GOAL: Whenever a line below holds the word "image", copy that line.

DATA EXCERPT:
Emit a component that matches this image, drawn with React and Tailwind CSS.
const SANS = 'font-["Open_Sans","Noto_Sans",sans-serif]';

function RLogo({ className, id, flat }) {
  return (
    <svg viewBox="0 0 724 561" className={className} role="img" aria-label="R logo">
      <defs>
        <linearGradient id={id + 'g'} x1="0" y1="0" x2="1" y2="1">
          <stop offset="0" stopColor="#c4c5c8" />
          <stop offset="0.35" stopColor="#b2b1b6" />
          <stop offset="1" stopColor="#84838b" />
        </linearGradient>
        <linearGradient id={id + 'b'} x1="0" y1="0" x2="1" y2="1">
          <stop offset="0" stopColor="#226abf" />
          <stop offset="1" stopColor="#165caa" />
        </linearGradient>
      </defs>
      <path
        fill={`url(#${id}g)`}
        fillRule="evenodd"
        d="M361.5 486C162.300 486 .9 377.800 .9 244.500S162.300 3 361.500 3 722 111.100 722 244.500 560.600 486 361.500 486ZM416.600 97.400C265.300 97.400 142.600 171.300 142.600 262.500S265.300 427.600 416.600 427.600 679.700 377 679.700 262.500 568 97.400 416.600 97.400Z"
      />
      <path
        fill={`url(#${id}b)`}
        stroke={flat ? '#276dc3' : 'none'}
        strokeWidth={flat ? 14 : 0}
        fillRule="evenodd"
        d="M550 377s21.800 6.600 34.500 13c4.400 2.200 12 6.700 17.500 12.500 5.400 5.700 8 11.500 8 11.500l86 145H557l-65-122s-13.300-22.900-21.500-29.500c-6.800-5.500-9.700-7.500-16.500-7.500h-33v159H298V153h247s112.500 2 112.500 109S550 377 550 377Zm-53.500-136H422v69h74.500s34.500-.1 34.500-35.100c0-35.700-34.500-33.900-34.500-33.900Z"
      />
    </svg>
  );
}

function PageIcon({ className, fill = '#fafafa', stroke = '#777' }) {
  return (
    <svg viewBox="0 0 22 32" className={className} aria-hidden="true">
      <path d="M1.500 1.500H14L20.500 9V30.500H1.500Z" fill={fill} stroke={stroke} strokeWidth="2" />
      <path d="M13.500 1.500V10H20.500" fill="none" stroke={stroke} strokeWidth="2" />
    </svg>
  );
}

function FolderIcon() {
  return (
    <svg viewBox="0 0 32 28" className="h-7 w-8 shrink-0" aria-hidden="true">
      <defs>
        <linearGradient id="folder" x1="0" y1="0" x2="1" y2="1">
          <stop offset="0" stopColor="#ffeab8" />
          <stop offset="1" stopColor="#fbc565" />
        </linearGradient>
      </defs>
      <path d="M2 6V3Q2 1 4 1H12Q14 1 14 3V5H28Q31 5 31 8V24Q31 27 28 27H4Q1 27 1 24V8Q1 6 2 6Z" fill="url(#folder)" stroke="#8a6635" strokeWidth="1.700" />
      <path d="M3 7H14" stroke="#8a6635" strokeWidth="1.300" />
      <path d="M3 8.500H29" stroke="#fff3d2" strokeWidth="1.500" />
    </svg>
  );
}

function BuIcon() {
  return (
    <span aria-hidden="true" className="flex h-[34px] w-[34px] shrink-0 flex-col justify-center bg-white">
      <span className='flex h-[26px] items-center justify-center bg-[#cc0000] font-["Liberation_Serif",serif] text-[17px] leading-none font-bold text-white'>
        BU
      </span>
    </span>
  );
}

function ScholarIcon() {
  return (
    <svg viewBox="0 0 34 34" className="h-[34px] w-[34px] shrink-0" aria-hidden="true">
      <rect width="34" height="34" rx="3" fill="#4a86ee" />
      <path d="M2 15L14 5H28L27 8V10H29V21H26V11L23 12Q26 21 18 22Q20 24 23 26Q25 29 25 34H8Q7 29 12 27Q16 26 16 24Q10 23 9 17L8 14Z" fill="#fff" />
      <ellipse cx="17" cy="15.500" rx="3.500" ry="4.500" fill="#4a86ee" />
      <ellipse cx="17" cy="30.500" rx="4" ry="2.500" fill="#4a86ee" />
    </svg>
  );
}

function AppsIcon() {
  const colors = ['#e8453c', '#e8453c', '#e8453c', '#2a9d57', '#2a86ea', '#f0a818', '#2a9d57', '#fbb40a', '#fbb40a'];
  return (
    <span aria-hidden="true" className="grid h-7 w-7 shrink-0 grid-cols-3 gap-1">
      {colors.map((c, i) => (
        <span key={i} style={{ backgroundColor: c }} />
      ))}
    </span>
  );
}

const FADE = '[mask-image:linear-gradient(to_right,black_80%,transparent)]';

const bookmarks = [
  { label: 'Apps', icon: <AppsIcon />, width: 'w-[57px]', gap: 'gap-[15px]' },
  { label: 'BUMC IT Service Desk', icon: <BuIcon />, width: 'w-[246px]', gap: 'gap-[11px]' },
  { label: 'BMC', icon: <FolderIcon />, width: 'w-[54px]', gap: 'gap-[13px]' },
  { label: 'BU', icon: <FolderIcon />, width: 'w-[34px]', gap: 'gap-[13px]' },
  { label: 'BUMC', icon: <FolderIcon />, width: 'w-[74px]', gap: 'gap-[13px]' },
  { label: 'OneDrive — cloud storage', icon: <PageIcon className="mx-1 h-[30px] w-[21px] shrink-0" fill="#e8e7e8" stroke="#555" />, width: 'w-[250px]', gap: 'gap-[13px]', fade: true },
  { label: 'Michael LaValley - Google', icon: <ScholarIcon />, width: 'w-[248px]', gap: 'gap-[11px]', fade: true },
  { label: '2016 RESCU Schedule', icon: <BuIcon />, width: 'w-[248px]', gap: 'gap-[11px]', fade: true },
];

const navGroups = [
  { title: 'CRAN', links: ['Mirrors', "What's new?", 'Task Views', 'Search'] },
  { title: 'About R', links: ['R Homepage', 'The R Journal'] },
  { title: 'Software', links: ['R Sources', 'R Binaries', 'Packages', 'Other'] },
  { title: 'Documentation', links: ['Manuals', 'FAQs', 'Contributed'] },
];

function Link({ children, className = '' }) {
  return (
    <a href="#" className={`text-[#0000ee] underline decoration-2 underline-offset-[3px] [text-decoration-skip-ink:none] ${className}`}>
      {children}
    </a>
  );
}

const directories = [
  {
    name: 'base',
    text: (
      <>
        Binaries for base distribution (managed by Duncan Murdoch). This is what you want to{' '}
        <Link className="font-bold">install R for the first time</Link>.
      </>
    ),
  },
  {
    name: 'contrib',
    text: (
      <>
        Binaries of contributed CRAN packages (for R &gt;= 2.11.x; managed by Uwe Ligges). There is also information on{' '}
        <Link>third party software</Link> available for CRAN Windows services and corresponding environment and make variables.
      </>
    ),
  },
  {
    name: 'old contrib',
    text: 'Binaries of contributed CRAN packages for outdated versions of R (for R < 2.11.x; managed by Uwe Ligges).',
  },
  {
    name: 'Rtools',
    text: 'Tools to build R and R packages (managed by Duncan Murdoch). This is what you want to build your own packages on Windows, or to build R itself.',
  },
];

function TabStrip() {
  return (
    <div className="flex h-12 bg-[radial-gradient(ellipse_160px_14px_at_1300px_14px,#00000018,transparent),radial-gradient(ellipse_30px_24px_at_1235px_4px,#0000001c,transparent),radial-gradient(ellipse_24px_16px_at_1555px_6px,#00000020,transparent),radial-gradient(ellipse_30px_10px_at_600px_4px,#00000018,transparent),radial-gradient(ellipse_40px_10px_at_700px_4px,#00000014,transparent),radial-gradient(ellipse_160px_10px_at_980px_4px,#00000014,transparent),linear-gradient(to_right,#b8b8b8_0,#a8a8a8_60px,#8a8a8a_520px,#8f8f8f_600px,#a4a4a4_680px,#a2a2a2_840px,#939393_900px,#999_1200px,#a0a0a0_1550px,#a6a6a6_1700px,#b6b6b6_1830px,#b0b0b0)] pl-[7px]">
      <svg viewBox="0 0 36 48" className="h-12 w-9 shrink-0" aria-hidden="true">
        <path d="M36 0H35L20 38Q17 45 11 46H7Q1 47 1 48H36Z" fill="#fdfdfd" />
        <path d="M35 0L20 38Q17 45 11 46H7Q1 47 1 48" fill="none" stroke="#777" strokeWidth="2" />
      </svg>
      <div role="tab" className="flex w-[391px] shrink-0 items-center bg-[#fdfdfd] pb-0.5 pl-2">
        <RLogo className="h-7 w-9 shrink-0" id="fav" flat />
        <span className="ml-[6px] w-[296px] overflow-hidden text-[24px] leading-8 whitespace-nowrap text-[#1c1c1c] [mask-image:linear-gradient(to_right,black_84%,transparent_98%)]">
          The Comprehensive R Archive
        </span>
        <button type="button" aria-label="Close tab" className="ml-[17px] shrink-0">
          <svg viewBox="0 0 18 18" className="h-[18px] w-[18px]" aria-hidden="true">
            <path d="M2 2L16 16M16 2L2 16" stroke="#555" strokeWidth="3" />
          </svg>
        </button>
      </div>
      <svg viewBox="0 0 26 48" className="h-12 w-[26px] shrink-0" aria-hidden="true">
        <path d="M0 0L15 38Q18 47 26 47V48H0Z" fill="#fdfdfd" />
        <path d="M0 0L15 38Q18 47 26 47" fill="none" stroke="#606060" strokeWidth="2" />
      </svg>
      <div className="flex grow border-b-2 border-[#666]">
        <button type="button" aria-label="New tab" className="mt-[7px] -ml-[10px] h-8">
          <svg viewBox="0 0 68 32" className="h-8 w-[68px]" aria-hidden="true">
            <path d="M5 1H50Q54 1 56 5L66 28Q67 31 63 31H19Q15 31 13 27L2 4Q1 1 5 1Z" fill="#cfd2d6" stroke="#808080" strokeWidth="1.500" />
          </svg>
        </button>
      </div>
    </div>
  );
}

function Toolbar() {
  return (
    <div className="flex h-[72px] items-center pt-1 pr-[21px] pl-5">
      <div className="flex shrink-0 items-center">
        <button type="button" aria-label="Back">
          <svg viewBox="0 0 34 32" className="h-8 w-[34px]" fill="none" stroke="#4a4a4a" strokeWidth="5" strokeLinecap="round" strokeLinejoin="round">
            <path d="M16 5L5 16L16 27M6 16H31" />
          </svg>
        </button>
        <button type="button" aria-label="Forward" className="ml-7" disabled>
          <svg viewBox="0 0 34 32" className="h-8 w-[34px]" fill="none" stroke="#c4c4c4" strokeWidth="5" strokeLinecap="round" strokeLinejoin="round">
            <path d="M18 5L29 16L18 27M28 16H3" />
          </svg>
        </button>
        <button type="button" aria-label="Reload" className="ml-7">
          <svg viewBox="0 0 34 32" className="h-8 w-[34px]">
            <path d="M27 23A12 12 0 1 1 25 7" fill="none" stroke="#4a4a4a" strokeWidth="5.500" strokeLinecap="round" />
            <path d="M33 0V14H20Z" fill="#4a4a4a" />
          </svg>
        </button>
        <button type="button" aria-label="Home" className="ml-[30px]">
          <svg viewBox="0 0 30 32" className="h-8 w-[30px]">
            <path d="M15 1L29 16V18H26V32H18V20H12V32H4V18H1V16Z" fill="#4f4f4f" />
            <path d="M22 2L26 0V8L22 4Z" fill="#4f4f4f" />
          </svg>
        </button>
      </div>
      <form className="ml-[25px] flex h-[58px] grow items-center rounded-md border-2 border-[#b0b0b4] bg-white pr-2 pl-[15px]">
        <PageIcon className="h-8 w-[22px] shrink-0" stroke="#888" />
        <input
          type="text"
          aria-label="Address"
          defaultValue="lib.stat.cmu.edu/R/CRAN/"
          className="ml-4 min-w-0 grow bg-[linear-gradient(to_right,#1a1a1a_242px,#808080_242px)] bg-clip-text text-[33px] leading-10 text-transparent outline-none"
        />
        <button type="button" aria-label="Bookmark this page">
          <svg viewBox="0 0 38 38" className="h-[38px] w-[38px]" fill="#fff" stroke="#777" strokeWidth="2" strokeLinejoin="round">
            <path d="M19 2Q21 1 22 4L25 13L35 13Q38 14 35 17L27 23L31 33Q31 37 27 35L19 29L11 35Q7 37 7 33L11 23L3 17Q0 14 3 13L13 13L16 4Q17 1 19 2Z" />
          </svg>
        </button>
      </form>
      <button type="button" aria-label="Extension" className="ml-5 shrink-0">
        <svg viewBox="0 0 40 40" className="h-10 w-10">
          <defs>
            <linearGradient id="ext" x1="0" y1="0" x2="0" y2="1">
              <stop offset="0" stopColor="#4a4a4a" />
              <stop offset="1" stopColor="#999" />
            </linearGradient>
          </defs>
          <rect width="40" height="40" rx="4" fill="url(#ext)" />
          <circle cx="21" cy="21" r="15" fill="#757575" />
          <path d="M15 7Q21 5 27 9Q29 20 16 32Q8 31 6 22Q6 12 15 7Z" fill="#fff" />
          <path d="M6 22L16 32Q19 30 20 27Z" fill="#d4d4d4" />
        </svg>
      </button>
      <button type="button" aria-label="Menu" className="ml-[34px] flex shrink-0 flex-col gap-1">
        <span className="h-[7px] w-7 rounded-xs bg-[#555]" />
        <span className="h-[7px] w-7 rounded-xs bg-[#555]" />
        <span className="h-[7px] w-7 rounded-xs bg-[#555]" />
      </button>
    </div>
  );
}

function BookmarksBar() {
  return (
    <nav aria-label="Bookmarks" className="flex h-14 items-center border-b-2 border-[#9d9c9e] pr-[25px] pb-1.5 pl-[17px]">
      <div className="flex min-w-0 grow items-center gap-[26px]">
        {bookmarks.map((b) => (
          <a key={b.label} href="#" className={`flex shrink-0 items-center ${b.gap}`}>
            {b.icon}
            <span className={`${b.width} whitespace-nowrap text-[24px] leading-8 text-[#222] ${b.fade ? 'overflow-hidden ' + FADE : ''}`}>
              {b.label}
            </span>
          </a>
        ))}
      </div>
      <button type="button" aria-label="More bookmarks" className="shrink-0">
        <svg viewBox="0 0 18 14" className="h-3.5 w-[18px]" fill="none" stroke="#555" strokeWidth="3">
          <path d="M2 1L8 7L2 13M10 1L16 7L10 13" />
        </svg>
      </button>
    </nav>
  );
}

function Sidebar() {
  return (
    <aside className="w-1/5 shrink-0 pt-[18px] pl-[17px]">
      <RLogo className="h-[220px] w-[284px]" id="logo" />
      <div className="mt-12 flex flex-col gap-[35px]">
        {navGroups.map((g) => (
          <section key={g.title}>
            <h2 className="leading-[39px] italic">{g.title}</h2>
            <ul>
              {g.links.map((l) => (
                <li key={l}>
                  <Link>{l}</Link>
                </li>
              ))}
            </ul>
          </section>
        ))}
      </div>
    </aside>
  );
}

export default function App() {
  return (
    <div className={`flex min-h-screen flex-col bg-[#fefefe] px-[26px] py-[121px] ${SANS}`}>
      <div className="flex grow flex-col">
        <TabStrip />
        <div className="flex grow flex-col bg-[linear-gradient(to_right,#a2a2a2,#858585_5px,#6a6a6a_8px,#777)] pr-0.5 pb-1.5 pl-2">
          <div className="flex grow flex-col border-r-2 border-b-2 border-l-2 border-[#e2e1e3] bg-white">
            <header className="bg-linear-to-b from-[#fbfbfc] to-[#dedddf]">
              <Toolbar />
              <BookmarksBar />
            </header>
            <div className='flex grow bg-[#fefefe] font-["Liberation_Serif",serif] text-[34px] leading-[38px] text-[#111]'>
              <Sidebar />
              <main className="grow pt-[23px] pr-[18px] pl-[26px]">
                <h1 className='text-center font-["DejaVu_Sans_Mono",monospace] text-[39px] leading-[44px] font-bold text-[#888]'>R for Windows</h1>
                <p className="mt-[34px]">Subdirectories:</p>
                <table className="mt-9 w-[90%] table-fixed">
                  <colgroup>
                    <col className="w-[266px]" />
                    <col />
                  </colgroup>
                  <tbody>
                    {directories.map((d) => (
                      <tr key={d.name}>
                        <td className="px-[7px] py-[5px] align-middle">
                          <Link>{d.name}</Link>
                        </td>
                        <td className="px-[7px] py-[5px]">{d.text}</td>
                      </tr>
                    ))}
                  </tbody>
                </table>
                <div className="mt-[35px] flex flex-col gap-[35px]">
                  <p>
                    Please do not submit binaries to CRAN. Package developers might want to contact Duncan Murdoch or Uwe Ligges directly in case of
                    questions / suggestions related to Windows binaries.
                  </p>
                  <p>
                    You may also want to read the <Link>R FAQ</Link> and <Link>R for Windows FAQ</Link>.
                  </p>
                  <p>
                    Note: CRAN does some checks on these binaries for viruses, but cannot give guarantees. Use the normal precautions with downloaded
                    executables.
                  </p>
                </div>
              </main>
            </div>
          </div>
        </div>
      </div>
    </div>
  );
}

WRITTEN ANSWER:
Emit a component that matches this image, drawn with React and Tailwind CSS.
const FADE = '[mask-image:linear-gradient(to_right,black_80%,transparent)]';
        <span className="ml-[6px] w-[296px] overflow-hidden text-[24px] leading-8 whitespace-nowrap text-[#1c1c1c] [mask-image:linear-gradient(to_right,black_84%,transparent_98%)]">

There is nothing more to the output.